2. It can handle graphs with negative weight edges but cannot correctly compute shortest paths if there is a negative cycle reachable from the source vertex.
3. The algorithm works by performing relaxation for all edges multiple times, specifically V-1 times, to ensure that all shortest paths are found.
4. In addition to finding shortest paths, it also detects negative cycles by checking for further possible relaxations after V-1 iterations.
5. Unlike Dijkstra's algorithm, which cannot handle negative weights, Bellman-Ford can provide accurate results in graphs with such conditions.

Review Questions

• How does the Bellman-Ford algorithm differ from Dijkstra's algorithm when it comes to handling edge weights?
  • The Bellman-Ford algorithm differs significantly from Dijkstra's algorithm because it can accommodate graphs with negative edge weights.
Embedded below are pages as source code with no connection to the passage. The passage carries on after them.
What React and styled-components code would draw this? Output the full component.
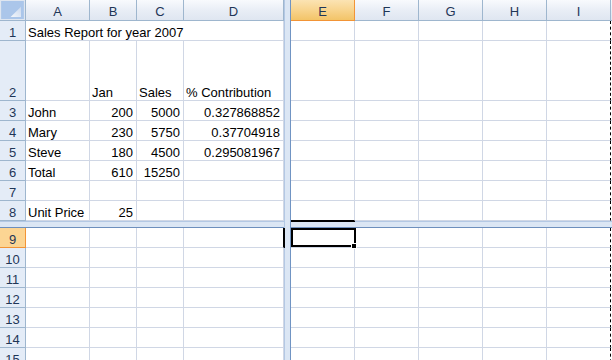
import styled, { createGlobalStyle } from 'styled-components';

const GlobalStyle = createGlobalStyle`
    html, body {
        margin: 0;
        padding: 0;
        background: #ffffff;
        overflow: hidden;
    }
`;

const Sheet = styled.div`
    display: grid;
    grid-template-columns: 26px 64px 47px 47px 100px 7px repeat(5, 64px) 1fr;
    grid-template-rows: 21px 20px 60px repeat(6, 20px) 7px repeat(7, 20px);
    width: 612px;
    height: 360px;
    overflow: hidden;
    font-family: "Liberation Sans", Arial, sans-serif;
    font-size: 13px;
    color: #000000;
    background: #ffffff;
`;

const Corner = styled.div`
    background: #dfe6f0;
    border-right: 1px solid #9eb6ce;
    border-bottom: 1px solid #9eb6ce;
    padding: 1px;
    display: flex;
    & > svg {
        width: 100%;
        height: 100%;
    }
`;

const ColHead = styled.div`
    display: flex;
    align-items: center;
    justify-content: center;
    padding-top: 3px;
    background: ${p => p.$active
        ? 'linear-gradient(#fbe3b3, #f8d48e 50%, #f3c468)'
        : 'linear-gradient(#f8fafd, #e9eef6 50%, #dfe6f1)'};
    border-right: 1px solid ${p => p.$active ? '#f29436' : '#9eb6ce'};
    border-bottom: 1px solid ${p => p.$active ? '#f29436' : '#9eb6ce'};
    color: #1f3657;
    line-height: 1;
`;

const RowHead = styled.div`
    display: flex;
    align-items: flex-end;
    justify-content: center;
    background: ${p => p.$active ? '#fcd593' : '#e4ecf7'};
    border-right: 1px solid ${p => p.$active ? '#f29436' : '#9eb6ce'};
    border-bottom: 1px solid ${p => p.$active ? '#f29436' : '#9eb6ce'};
    color: #1f3657;
    line-height: 14px;
`;

const Cell = styled.div`
    position: relative;
    grid-column: span ${p => p.$span || 1};
    display: flex;
    align-items: flex-end;
    justify-content: ${p => p.$num ? 'flex-end' : 'flex-start'};
    padding: 0 3px 0 2px;
    border-right: 1px ${p => p.$pageBreak
        ? 'dashed #000000'
        : p.$markRight ? 'solid #000000' : 'solid #d0d7e5'};
    border-bottom: 1px solid ${p => p.$markBottom ? '#000000' : '#d0d7e5'};
    white-space: nowrap;
    overflow: ${p => p.$selected ? 'visible' : 'hidden'};
    line-height: 14px;
    box-shadow: ${p => p.$markBottom
        ? '0 1px 0 #000000'
        : p.$markRight ? '1px 0 0 #000000' : 'none'};
    z-index: ${p => (p.$selected || p.$markBottom || p.$markRight) ? 3 : 'auto'};
    &::after {
        content: '';
        display: ${p => p.$selected ? 'block' : 'none'};
        position: absolute;
        top: 0;
        left: 0;
        right: -2px;
        bottom: 0;
        border: 2px solid #000000;
    }
    &::before {
        content: '';
        display: ${p => p.$selected ? 'block' : 'none'};
        position: absolute;
        right: -3px;
        bottom: -2px;
        width: 6px;
        height: 6px;
        box-sizing: border-box;
        background: #000000;
        border: 1px solid #ffffff;
        z-index: 1;
    }
`;

const VSplit = styled.div`
    grid-column: 6;
    grid-row: 1 / -1;
    background: #dbe6f4;
    border-left: 1px solid #b3c8e4;
    border-right: 1px solid #7094c3;
    z-index: 2;
`;

const HSplit = styled.div`
    grid-column: 1 / -1;
    grid-row: 10;
    background: #dbe6f4;
    border-top: 1px solid #b3c8e4;
    border-bottom: 1px solid #6d8fbd;
    z-index: 1;
`;

const leftCols = ['A', 'B', 'C', 'D'];
const rightCols = ['E', 'F', 'G', 'H', 'I'];

const data = {
    1: [{ v: 'Sales Report for year 2007', span: 4 }],
    2: ['', 'Jan', 'Sales', '% Contribution'],
    3: ['John', 200, 5000, 0.327868852],
    4: ['Mary', 230, 5750, 0.37704918],
    5: ['Steve', 180, 4500, 0.295081967],
    6: ['Total', 610, 15250, ''],
    7: ['', '', '', ''],
    8: ['Unit Price', 25, '', ''],
};

const rowNumbers = [1, 2, 3, 4, 5, 6, 7, 8, 9, 10, 11, 12, 13, 14, 15];
const activeRow = 9;

const LeftCells = ({ row }) => {
    const values = data[row] || ['', '', '', ''];
    return values.map((item, i) => {
        const v = item && typeof item === 'object' ? item.v : item;
        const span = item && typeof item === 'object' ? item.span : 1;
        return (
            <Cell
                key={`l${i}`}
                $span={span}
                $num={typeof v === 'number'}
                $markRight={row === activeRow && i === 3}
            >
                {v === '' ? null : String(v)}
            </Cell>
        );
    });
};

const RightCells = ({ row }) => (
    <>
        {rightCols.map((c) => (
            <Cell
                key={c}
                $pageBreak={c === 'I'}
                $selected={c === 'E' && row === activeRow}
                $markBottom={c === 'E' && row === activeRow - 1}
            />
        ))}
        <Cell key="J" />
    </>
);

const Row = ({ n }) => (
    <>
        <RowHead $active={n === activeRow}>{n}</RowHead>
        <LeftCells row={n} />
        <RightCells row={n} />
    </>
);

const App = () => {
    return (
        <>
            <GlobalStyle />
            <Sheet>
                <VSplit />
                <HSplit />

                <Corner>
                    <svg viewBox="0 0 24 19">
                        <defs>
                            <linearGradient id="tri" x1="0" y1="1" x2="1" y2="0">
                                <stop offset="0" stopColor="#f4f7fb" />
                                <stop offset="1" stopColor="#c9d8ee" />
                            </linearGradient>
                        </defs>
                        <rect x="0" y="0" width="24" height="19" fill="#abc6ea" />
                        <polygon points="10,17 21,17 21,6" fill="url(#tri)" />
                    </svg>
                </Corner>
                {leftCols.map((c) => <ColHead key={c}>{c}</ColHead>)}
                {rightCols.map((c) => <ColHead key={c} $active={c === 'E'}>{c}</ColHead>)}
                <ColHead />

                {rowNumbers.map((n) => (
                    <Row key={n} n={n} />
                ))}
            </Sheet>
        </>
    );
};

export default App;
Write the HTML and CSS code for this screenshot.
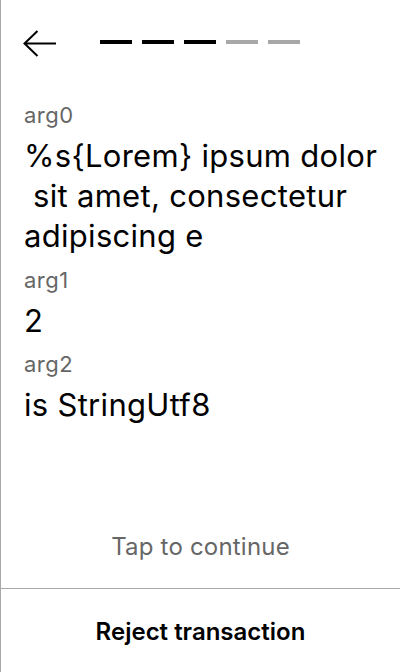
FILE: index.html
```html
<!DOCTYPE html>
<html lang="en">
<head>
<meta charset="utf-8">
<title>Review transaction</title>
<link rel="stylesheet" href="styles.css">
</head>
<body>
<div class="screen">
  <header class="header">
    <svg class="back" width="34" height="28" viewBox="0 0 34 28" aria-label="Back">
      <path d="M14.5 1 L1.5 13.5 L14.5 26 M1.5 13.5 H33" fill="none" stroke="#000" stroke-width="2"/>
    </svg>
    <div class="steps">
      <span class="step done"></span>
      <span class="step done"></span>
      <span class="step done"></span>
      <span class="step"></span>
      <span class="step"></span>
    </div>
  </header>
  <main class="content">
    <div class="label first">arg0</div>
    <div class="value">%s{Lorem} ipsum dolor
 sit amet, consectetur
adipiscing e</div>
    <div class="label">arg1</div>
    <div class="value">2</div>
    <div class="label">arg2</div>
    <div class="value">is StringUtf8</div>
  </main>
  <div class="tap">Tap to continue</div>
  <footer class="footer">Reject transaction</footer>
</div>
</body>
</html>
```
FILE: styles.css
```css
html, body {
  margin: 0;
  padding: 0;
  background: #fff;
}
body {
  font-family: Inter, "Noto Sans", sans-serif;
  color: #000;
}
.screen {
  width: 400px;
  height: 672px;
  box-sizing: border-box;
  border-left: 1px solid #a8a8a8;
  display: flex;
  flex-direction: column;
}
.header {
  display: flex;
  align-items: flex-start;
  padding: 30px 0 0 22px;
  height: 58px;
}
.back {
  display: block;
}
.steps {
  display: flex;
  gap: 10px;
  margin: 10px 0 0 43px;
}
.step {
  width: 32px;
  height: 4px;
  background: #a8a8a8;
}
.step.done {
  background: #000;
}
.content {
  flex: 1;
  padding: 15px 8px 0 23px;
  display: flex;
  flex-direction: column;
}
.label {
  font-size: 22px;
  line-height: 24px;
  letter-spacing: 0.5px;
  color: #666;
  margin-top: 11.5px;
}
.label.first {
  margin-top: 0;
}
.value {
  font-size: 31px;
  line-height: 40px;
  letter-spacing: 0.3px;
  margin-top: 9px;
  white-space: pre-wrap;
}
.tap {
  text-align: center;
  font-size: 24px;
  line-height: 28px;
  letter-spacing: 0.2px;
  color: #666;
  padding-bottom: 27px;
}
.footer {
  border-top: 1px solid #a8a8a8;
  height: 84px;
  box-sizing: border-box;
  display: flex;
  align-items: center;
  justify-content: center;
  padding-top: 2px;
  font-size: 24px;
  line-height: 28px;
  font-weight: 600;
}
```
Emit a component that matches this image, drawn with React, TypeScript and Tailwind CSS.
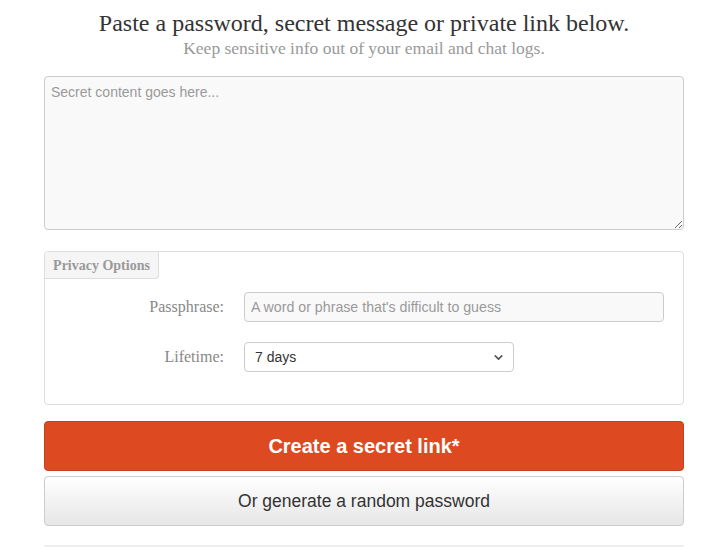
import { ChevronDown } from "lucide-react";

const serif = { fontFamily: '"Liberation Serif", "DejaVu Serif", serif' };

export default function App() {
  return (
    <div className="min-h-screen bg-white" style={{ fontFamily: '"Liberation Sans", Arial, sans-serif' }}>
      <div className="w-[640px] ml-[44px] pt-[8px]">
        <div className="text-center" style={serif}>
          <h1 className="text-[24px] leading-[30px] text-[#333]">Paste a password, secret message or private link below.</h1>
          <p className="mt-[1px] text-[17.5px] leading-[19px] text-[#999]">Keep sensitive info out of your email and chat logs.</p>
        </div>

        <textarea
          placeholder="Secret content goes here..."
          className="mt-[18px] block w-full h-[154px] rounded-[4px] border border-[#cccccc] bg-[#f9f9f9] px-[6px] py-[5px] text-[14px] leading-[20px] text-[#555] placeholder:text-[#999] outline-none"
        />

        <fieldset className="mt-[21px] h-[154px] rounded-[4px] border border-[#dddddd] bg-white">
          <div
            className="w-[114px] h-[27px] bg-[#f5f5f5] border-r border-b border-[#dddddd] rounded-br-[4px] rounded-tl-[4px] flex items-center justify-center text-[14px] font-bold text-[#999]"
            style={serif}
          >
            Privacy Options
          </div>

          <div className="mt-[13px] flex items-center">
            <label className="w-[179px] text-right text-[16px] text-[#888]" style={serif}>Passphrase:</label>
            <input
              placeholder="A word or phrase that's difficult to guess"
              className="ml-[20px] w-[420px] h-[30px] rounded-[4px] border border-[#cccccc] bg-[#f9f9f9] px-[6px] text-[14.2px] text-[#555] placeholder:text-[#999] outline-none"
            />
          </div>

          <div className="mt-[20px] flex items-center">
            <label className="w-[179px] text-right text-[16px] text-[#888]" style={serif}>Lifetime:</label>
            <div className="ml-[20px] w-[270px] h-[30px] rounded-[4px] border border-[#cccccc] bg-white flex items-center justify-between pl-[10px] pr-[8px] text-[14px] text-[#333]">
              <span>7 days</span>
              <ChevronDown size={13} strokeWidth={3} className="text-[#555]" />
            </div>
          </div>
        </fieldset>

        <button className="mt-[16px] w-full h-[50px] rounded-[4px] bg-[#dd4a22] border border-[#c7401c] text-white text-[20px] font-bold">
          Create a secret link*
        </button>
        <button className="mt-[5px] w-full h-[50px] rounded-[4px] border border-[#cccccc] bg-gradient-to-b from-white to-[#e6e6e6] text-[#333] text-[17.5px]">
          Or generate a random password
        </button>

        <div className="mt-[19px] h-[2px] bg-[#eeeeee]" />
      </div>
    </div>
  );
}
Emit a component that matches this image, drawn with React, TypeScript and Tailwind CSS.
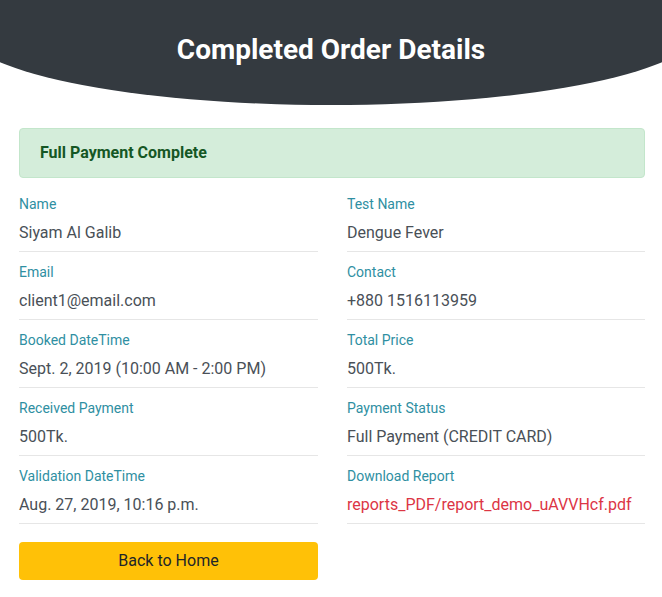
import React from "react";

const left = [
  { label: "Name", value: "Siyam Al Galib" },
  { label: "Email", value: "client1@email.com" },
  { label: "Booked DateTime", value: "Sept. 2, 2019 (10:00 AM - 2:00 PM)" },
  { label: "Received Payment", value: "500Tk." },
  { label: "Validation DateTime", value: "Aug. 27, 2019, 10:16 p.m." },
];

const right = [
  { label: "Test Name", value: "Dengue Fever" },
  { label: "Contact", value: "+880 1516113959" },
  { label: "Total Price", value: "500Tk." },
  { label: "Payment Status", value: "Full Payment (CREDIT CARD)" },
  { label: "Download Report", value: "reports_PDF/report_demo_uAVVHcf.pdf", link: true },
];

function Field({ label, value, link }: { label: string; value: string; link?: boolean }) {
  return (
    <div className="mt-[10px] border-b border-[#e6e6e6] pb-[6px] first:mt-0">
      <div className="text-[14px] leading-[21px] text-[#2f8fa2]">{label}</div>
      <div className={"mt-[6px] text-[16px] leading-[24px] " + (link ? "text-[#dc3545]" : "text-[#495057]")}>
        {link ? <a href="#">{value}</a> : value}
      </div>
    </div>
  );
}

export default function App() {
  return (
    <div className="min-h-screen overflow-x-hidden bg-white font-['Roboto',sans-serif]">
      {/* Header */}
      <div className="-ml-[37px] flex h-[105px] w-[736px] items-start justify-center rounded-b-[368px_76px] bg-[#343a40] pt-[32px]">
        <h1 className="text-[28px] leading-[36px] font-bold text-white">Completed Order Details</h1>
      </div>

      <div className="mt-[23px] ml-[19px] w-[626px]">
        <div className="flex h-[50px] items-center rounded-[4px] border border-[#c3e6cb] bg-[#d4edda] px-[20px] text-[16px] font-bold text-[#155724]">
          Full Payment Complete
        </div>

        <div className="mt-[16px] grid grid-cols-[299px_298px] gap-x-[29px]">
          <div>
            {left.map((f) => (
              <Field key={f.label} {...f} />
            ))}
            <button className="mt-[18px] h-[38px] w-full rounded-[4px] bg-[#ffc107] text-[16px] text-[#212529]">
              Back to Home
            </button>
          </div>
          <div>
            {right.map((f) => (
              <Field key={f.label} {...f} />
            ))}
          </div>
        </div>
      </div>
    </div>
  );
}
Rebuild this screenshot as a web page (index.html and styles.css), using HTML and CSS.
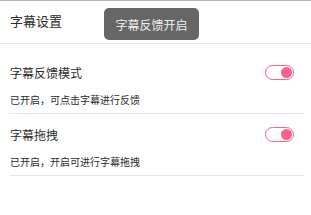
FILE: index.html
```html
<!DOCTYPE html>
<html lang="zh-CN">
<head>
    <meta charset="UTF-8">
    <meta name="viewport" content="width=device-width, initial-scale=1.0">
    <title>字幕设置</title>
    <link rel="stylesheet" href="styles.css">
</head>
<body>
    <header class="title-bar">
        <h1>字幕设置</h1>
    </header>

    <main class="settings">
        <div class="setting-row">
            <div class="setting-head">
                <span class="setting-name">字幕反馈模式</span>
                <span class="switch on"><span class="knob"></span></span>
            </div>
            <p class="setting-desc">已开启，可点击字幕进行反馈</p>
        </div>
        <div class="setting-row">
            <div class="setting-head">
                <span class="setting-name">字幕拖拽</span>
                <span class="switch on"><span class="knob"></span></span>
            </div>
            <p class="setting-desc">已开启，开启可进行字幕拖拽</p>
        </div>
    </main>

    <div class="toast">字幕反馈开启</div>
</body>
</html>
```

FILE: styles.css
```css
:root {
    --text-color: #2b2b2b;
    --line-color: #e6e6e6;
    --pink: #f2648c;
}

body {
    margin: 0;
    padding: 0;
    background: #fff;
    color: var(--text-color);
    font-family: "Noto Sans CJK SC", "Noto Sans", sans-serif;
    border-top: 1px solid #b5b5b5;
}

.title-bar {
    height: 42px;
    display: flex;
    align-items: center;
    padding: 0 10px;
    border-bottom: 1px solid var(--line-color);
}

.title-bar h1 {
    margin: 0;
    font-size: 13px;
    font-weight: normal;
    margin-top: -4px;
}

.settings {
    padding-top: 8px;
}

.setting-row {
    margin: 0 7px 0 10px;
    padding: 11px 10px 6px 0;
    border-bottom: 1px solid var(--line-color);
}

.setting-head {
    display: flex;
    justify-content: space-between;
    align-items: center;
    height: 18px;
}

.setting-name {
    font-size: 12px;
}

.setting-desc {
    margin: 12px 0 0;
    font-size: 10px;
    line-height: 14px;
}

.switch {
    width: 25px;
    height: 13px;
    border: 1.5px solid var(--pink);
    border-radius: 9px;
    display: flex;
    align-items: center;
    justify-content: flex-end;
    padding: 0 1px;
}

.knob {
    width: 11px;
    height: 11px;
    border-radius: 50%;
    background: var(--pink);
}

.toast {
    position: absolute;
    left: 104px;
    top: 8px;
    width: 95px;
    height: 32px;
    border-radius: 5px;
    background: #666;
    color: #f0f0f0;
    font-size: 12px;
    display: flex;
    align-items: center;
    justify-content: center;
}
```
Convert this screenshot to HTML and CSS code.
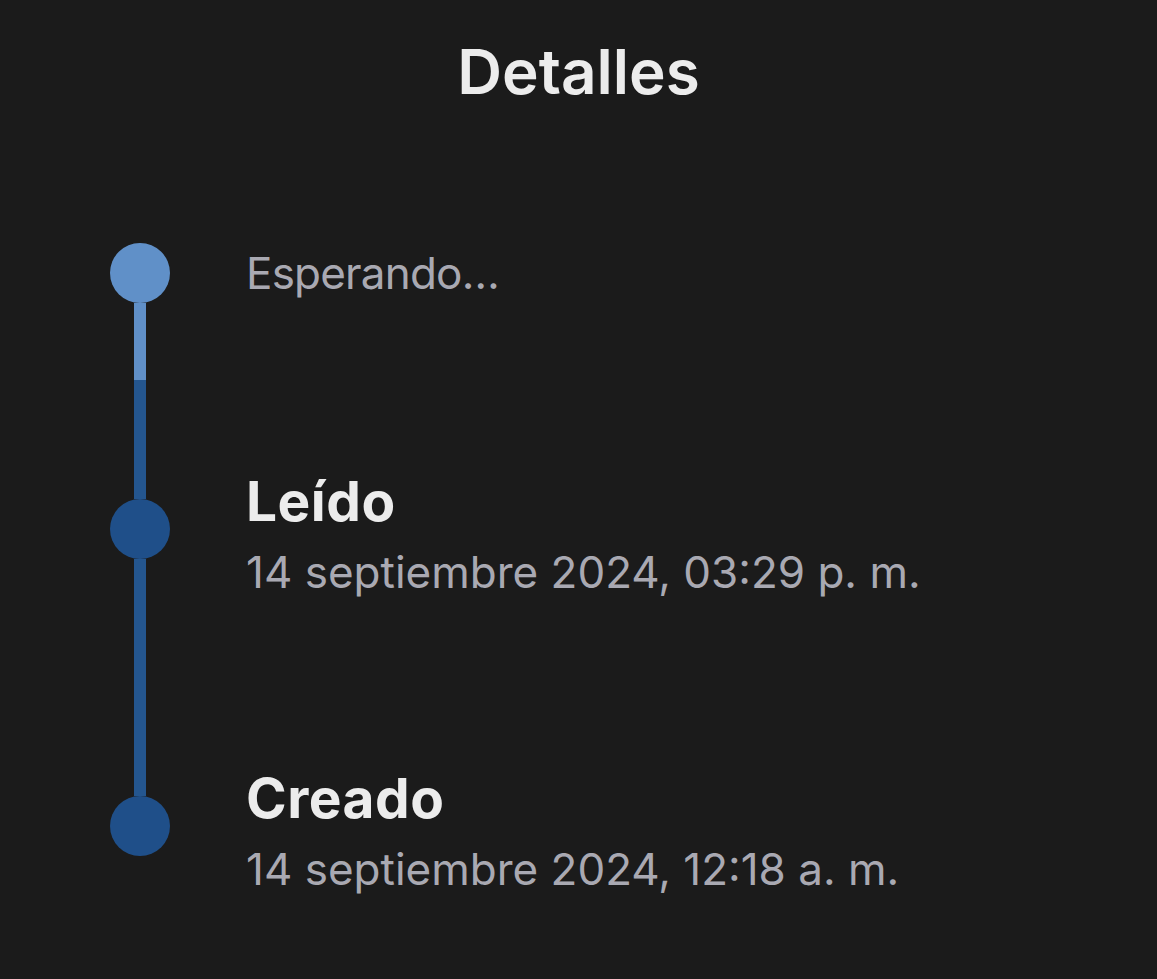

While Dijkstra’s algorithm assumes that all weights are non-negative and uses a priority queue for efficiency, Bellman-Ford operates on a simpler principle of repeated relaxation over all edges. This allows Bellman-Ford to find shortest paths in scenarios where Dijkstra's would fail or produce incorrect results due to negative weight edges.
• Explain how the Bellman-Ford algorithm detects negative cycles and why this feature is important.
  • The Bellman-Ford algorithm detects negative cycles by performing one additional iteration after completing V-1 relaxations. If any edge can still be relaxed further in this extra iteration, it indicates the presence of a negative cycle reachable from the source vertex. This feature is crucial because it prevents misleading results in applications where accurate shortest path calculations are essential, particularly in financial modeling or network routing where negative cycles can imply infinite profit or loss.
• Evaluate the advantages and limitations of using the Bellman-Ford algorithm compared to other shortest path algorithms.
  • The Bellman-Ford algorithm offers significant advantages when dealing with graphs that have negative weights or require detection of negative cycles, making it more versatile than Dijkstra's algorithm in these scenarios. However, its primary limitation lies in its computational efficiency; with a time complexity of O(V * E), it is less efficient than Dijkstra's O(E + V log V) for dense graphs with non-negative weights. This trade-off between versatility and efficiency means that while Bellman-Ford is essential for specific use cases, other algorithms may be preferred in environments without negative weights for better performance.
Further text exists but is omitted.